Recently, Ari has been experimenting with online and web, exploring how the web can be used as an artistic medium and also experimenting with designing virtual worlds through 3D rendering. She’s currently working on a few projects that consider multi-sensorial design on the web through virtual environments. As she describes these new territories, her “fairly different” philosophy for technology and when it’s used for creativity comes to mind. “For technology as a system within itself, it’s important to emphasize that it only reflects the society from which it was birthed. Often, people assume that technology takes an objective form but it really only replicates the thinking of the person who’s developed it, which is filled with subjectivity and biases.

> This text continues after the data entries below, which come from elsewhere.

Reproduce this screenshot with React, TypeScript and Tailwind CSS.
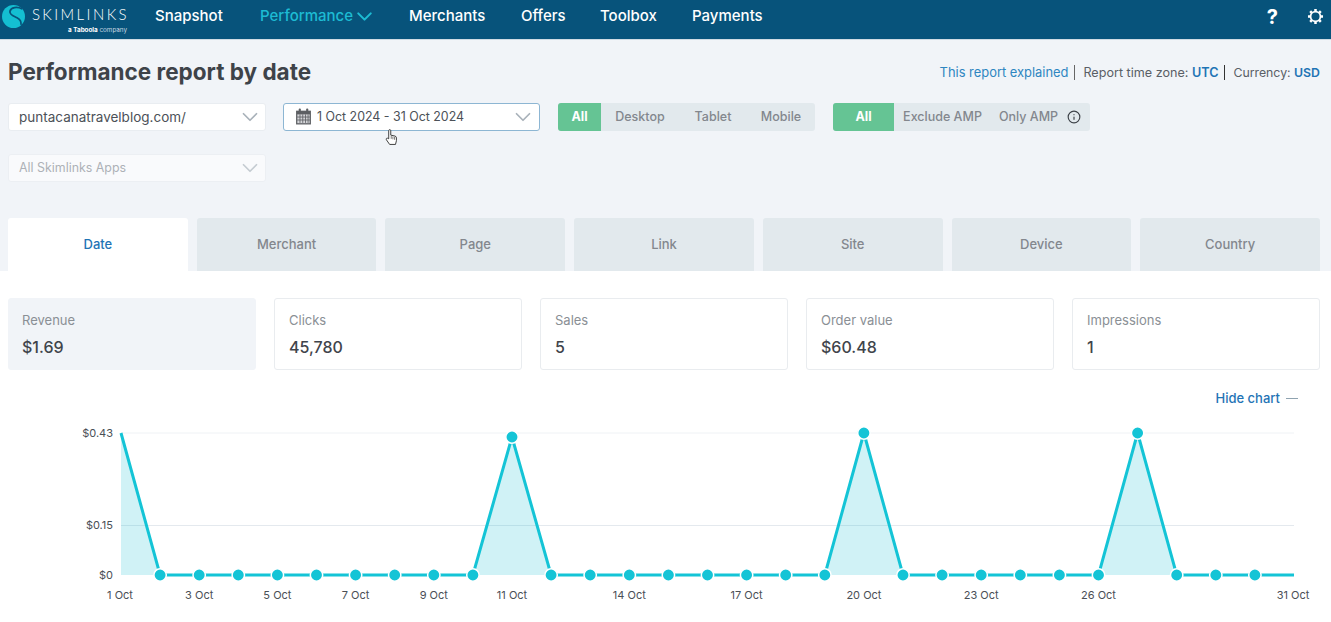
import React from "react";
import { ChevronDown, Info } from "lucide-react";

const F = "font-['Inter','Liberation_Sans',sans-serif]";
const xs = (d: number) => 121 + (d - 1) * 39.1;
const ys: Record<number, number> = { 1: 433, 11: 437, 20: 433, 27: 433 };
const y = (d: number) => ys[d] ?? 575;
const days = Array.from({ length: 31 }, (_, i) => i + 1);
const line = days.map((d) => `${xs(d)},${y(d)}`).join(" ");
const labels = [1, 3, 5, 7, 9, 11, 14, 17, 20, 23, 26, 31];

function Gear() {
  return (
    <svg viewBox="0 0 24 24" className="w-[19px] h-[19px]" fill="none" stroke="white" strokeWidth="2.200">
      <circle cx="12" cy="12" r="6.200" />
      <path strokeWidth="3.200" d="M12 2.500v3M12 18.500v3M2.500 12h3M18.500 12h3M5.300 5.300l2 2M16.700 16.700l2 2M5.300 18.700l2-2M16.700 7.300l2-2" />
    </svg>
  );
}

function Calendar() {
  return (
    <svg viewBox="0 0 16 16" className="w-[17px] h-[17px] shrink-0" fill="#5d5f63">
      <path d="M1 2.500h14V15.500H1z" />
      <rect x="3.500" y="0.500" width="2" height="3.500" rx="0.800" />
      <rect x="10.500" y="0.500" width="2" height="3.500" rx="0.800" />
      <path d="M2.200 6h11.600v8.300H2.200z" fill="#d5d6d9" />
      <path d="M2 8.500h12M2 11.300h12M4.700 6v8M7.300 6v8M9.900 6v8M12.300 6v8" stroke="#5d5f63" strokeWidth="0.800" />
    </svg>
  );
}

function Select({ text, muted, active, w, icon, size }: { text: string; muted?: boolean; active?: boolean; w: string; icon?: boolean; size: string }) {
  return (
    <div className={`${w} h-7 rounded-[3px] bg-white flex items-center justify-between border ${active ? "border-[#8db6d3] pl-[11px] pr-[3px]" : "border-[#e9edf1] pl-[10px] pr-[2px]"} ${muted ? "opacity-60" : ""}`}>
      <span className="flex items-center gap-[5px]">
        {icon && <Calendar />}
        <span className={`${size} ${muted ? "text-[#80858c]" : "text-[#4c5158]"}`}>{text}</span>
      </span>
      <ChevronDown size={26} strokeWidth={1.6} className="text-[#a9b2ba]" />
    </div>
  );
}

function Seg({ items, first, rest, children }: { items: string[]; first: string; rest: string[]; children?: React.ReactNode }) {
  return (
    <div className="h-[28px] rounded-[3px] bg-[#e2e9ed] flex items-center overflow-hidden text-[12.500px] font-medium text-[#83878d]">
      <div className={`${first} h-full bg-[#65c494] text-white font-bold flex items-center justify-center`}>{items[0]}</div>
      {items.slice(1).map((t, i) => (
        <div key={t} className={`${rest[i]} h-full flex items-center justify-center`}>{t}</div>
      ))}
      {children}
    </div>
  );
}

function Card({ label, value, active }: { label: string; value: string; active?: boolean }) {
  return (
    <div className={`h-[72px] rounded-[3px] flex flex-col justify-center gap-[9px] border ${active ? "bg-[#f1f4f8] border-[#f1f4f8] pl-[13px]" : "bg-white border-[#e9ecef] pl-[14px]"}`}>
      <div className="text-[13px] text-[#8a8f95] leading-4">{label}</div>
      <div className="text-[16px] font-medium text-[#3f444b] leading-5">{value}</div>
    </div>
  );
}

export default function App() {
  return (
    <div className={`${F} w-[1331px] h-[622px] overflow-hidden bg-white relative`}>
      <header className="h-10 bg-[#07537b] border-b border-[#cfdbe3] flex items-center pl-[2px] pr-[6px] pb-[6px] text-white">
        <div className="w-[125px] flex items-start gap-[5px] shrink-0 mt-[6px]">
          <svg viewBox="0 0 26 26" className="w-[23px] h-[23px] shrink-0 mt-[-1px]">
            <circle cx="13" cy="13" r="13" fill="#14bfd2" />
            <path d="M23 4.500C17 1.500 10 2.500 9 7c-.8 4 4 5.500 8 7.500 3.500 1.800 5 4 4.500 8" fill="none" stroke="#07537b" strokeWidth="2" />
          </svg>
          <div className="flex flex-col items-end leading-none w-[98px]">
            <span className="text-[15px] tracking-[0.16em] font-['Lato',sans-serif] font-light mr-[-2px] mt-[1px]">SKIMLINKS</span>
            <span className="text-[6.300px] text-[#c7d8e2] mt-[5px]"><b className="text-white">a Taboola</b> company</span>
          </div>
        </div>
        <nav className="flex items-center ml-[28px] text-[15px] font-medium">
          <span className="w-[105px]">Snapshot</span>
          <span className="w-[149px] text-[#1dbbd3] flex items-center">Performance <ChevronDown size={25} strokeWidth={2} className="ml-[-1px]" /></span>
          <span className="w-[112px]">Merchants</span>
          <span className="w-[79px]">Offers</span>
          <span className="w-[92px]">Toolbox</span>
          <span>Payments</span>
        </nav>
        <div className="ml-auto flex items-center gap-[28px]">
          <span className="text-[20px] font-bold leading-none">?</span>
          <Gear />
        </div>
      </header>

      <main className="bg-[#f1f4f8] pl-2 pr-[11px] h-[231px]">
        <div className="flex items-center justify-between h-[63px]">
          <h1 className="text-[22.500px] font-bold text-[#3e4349]">Performance report by date</h1>
          <div className="flex items-center text-[#5a5f66] mt-[2px]">
            <span className="text-[12.900px] text-[#2e86c1] pr-[6px] border-r border-[#666] leading-[15px]">This report explained</span>
            <span className="text-[12.600px] pl-[8px] pr-[6px] border-r border-[#333] leading-[15px]">Report time zone: <b className="text-[#1f74b5] font-semibold">UTC</b></span>
            <span className="text-[12.300px] pl-[8px] leading-[15px]">Currency: <b className="text-[#1f74b5] font-semibold">USD</b></span>
          </div>
        </div>
        <div className="flex items-start">
          <Select text="puntacanatravelblog.com/" w="w-[258px]" size="text-[13.500px]" />
          <div className="relative ml-[17px]">
            <Select text="1 Oct 2024 - 31 Oct 2024" w="w-[257px]" active icon size="text-[12.400px]" />
            <svg viewBox="0 0 14 18" className="absolute left-[102px] top-[25px] w-[13px] h-[18px]" fill="white" stroke="#333" strokeWidth="1">
              <path d="M4 8V2.200a1.100 1.100 0 0 1 2.200 0V7l4.600 1c1 .3 1.500 1 1.500 2v3l-1 4H5l-3.500-5c-.8-1.500 1-2.500 2.500-1z" />
              <path d="M6.700 8v3M8.500 8.500v3M10.300 9v3" fill="none" strokeWidth="0.700" />
            </svg>
          </div>
          <div className="ml-[18px]">
            <Seg items={["All", "Desktop", "Tablet", "Mobile"]} first="w-[43px]" rest={["w-[78px]", "w-[68px]", "w-[68px]"]} />
          </div>
          <div className="ml-[18px]">
            <Seg items={["All", "Exclude AMP", "Only AMP"]} first="w-[61px]" rest={["w-[97px]", "w-[75px]"]}>
              <div className="w-[24px] h-full flex items-center pl-[1px]">
                <Info size={14} strokeWidth={2} className="text-[#3e4349]" />
              </div>
            </Seg>
          </div>
        </div>
        <div className="mt-[23px]">
          <Select text="All Skimlinks Apps" w="w-[258px]" muted size="text-[12.400px]" />
        </div>
        <div className="grid grid-cols-7 gap-[9px] mt-[36px]">
          {["Date", "Merchant", "Page", "Link", "Site", "Device", "Country"].map((t, i) => (
            <div key={t} className={`h-[53px] rounded-t-[3px] flex items-center justify-center text-[13px] font-medium ${i === 0 ? "bg-white text-[#1f74b5]" : "bg-[#e2e9ed] text-[#83878d]"}`}>{t}</div>
          ))}
        </div>
      </main>

      <section className="pl-2 pr-[11px]">
        <div className="grid grid-cols-5 gap-[18px] mt-[27px]">
          <Card label="Revenue" value="$1.69" active />
          <Card label="Clicks" value="45,780" />
          <Card label="Sales" value="5" />
          <Card label="Order value" value="$60.48" />
          <Card label="Impressions" value="1" />
        </div>
        <div className="flex justify-end items-center gap-[6px] mt-[20px] pr-[22px] text-[13px] font-medium text-[#1f74b5] leading-4">
          Hide chart <span className="w-3 h-[1px] bg-[#8fa3b0]" />
        </div>
      </section>

      <svg className="absolute left-0 top-0 pointer-events-none" width="1331" height="622" viewBox="0 0 1331 622">
        <line x1="121" x2="1294" y1="433" y2="433" stroke="#eff2f5" />
        <line x1="121" x2="1294" y1="525.500" y2="525.500" stroke="#e4e9ee" />
        <polygon points={`121,575 ${line} 1294,575`} fill="#14bfd2" fillOpacity="0.2" />
        <polyline points={line} fill="none" stroke="#14c4d6" strokeWidth="3" />
        {days.slice(1, 30).map((d) => (
          <circle key={d} cx={xs(d)} cy={y(d)} r="6.200" fill="#14c4d6" stroke="white" strokeWidth="1.500" />
        ))}
        <g fontSize="11" fill="#4a4f56" textAnchor="end">
          <text x="113" y="437">$0.43</text>
          <text x="113" y="529">$0.15</text>
          <text x="113" y="579">$0</text>
        </g>
        <g fontSize="11" fill="#4a4f56" textAnchor="middle">
          {labels.map((d) => (
            <text key={d} x={d === 1 ? 120 : d === 31 ? 1293 : xs(d)} y="599">{d} Oct</text>
          ))}
        </g>
      </svg>
    </div>
  );
}
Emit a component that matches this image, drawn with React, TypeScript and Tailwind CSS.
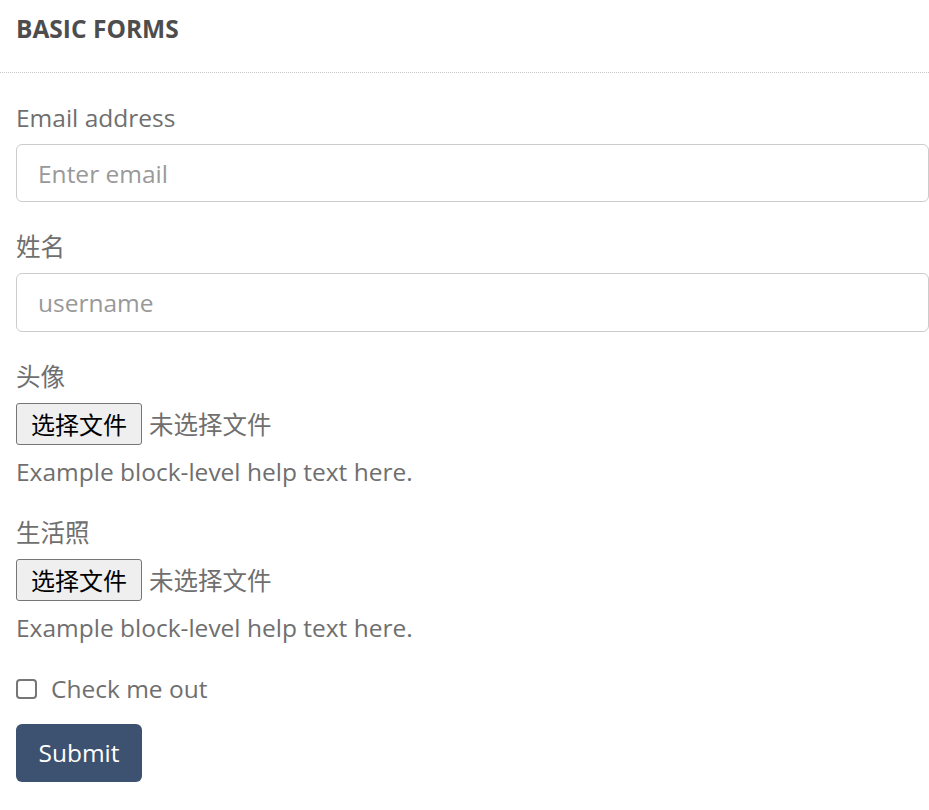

When it comes to technological creativity, there’s such an abundance of tools and possibilities. Oftentimes that becomes distracting and leads to things being created for the sake of using all of these seemingly complicated tools. My perspective is that different technologies are just tools, just as other artistic mediums are. And that it’s about the message, not the medium. It’s about finding the appropriate technology that gets the job done.” Still, she most enjoys how creative technology opens new potentials for the relationships between the artist and the audience, where “it breaks that dichotomy when it's interactive and allows for the movement and choices of others to control what they’re experiencing.” And we can’t wait to see what she does next.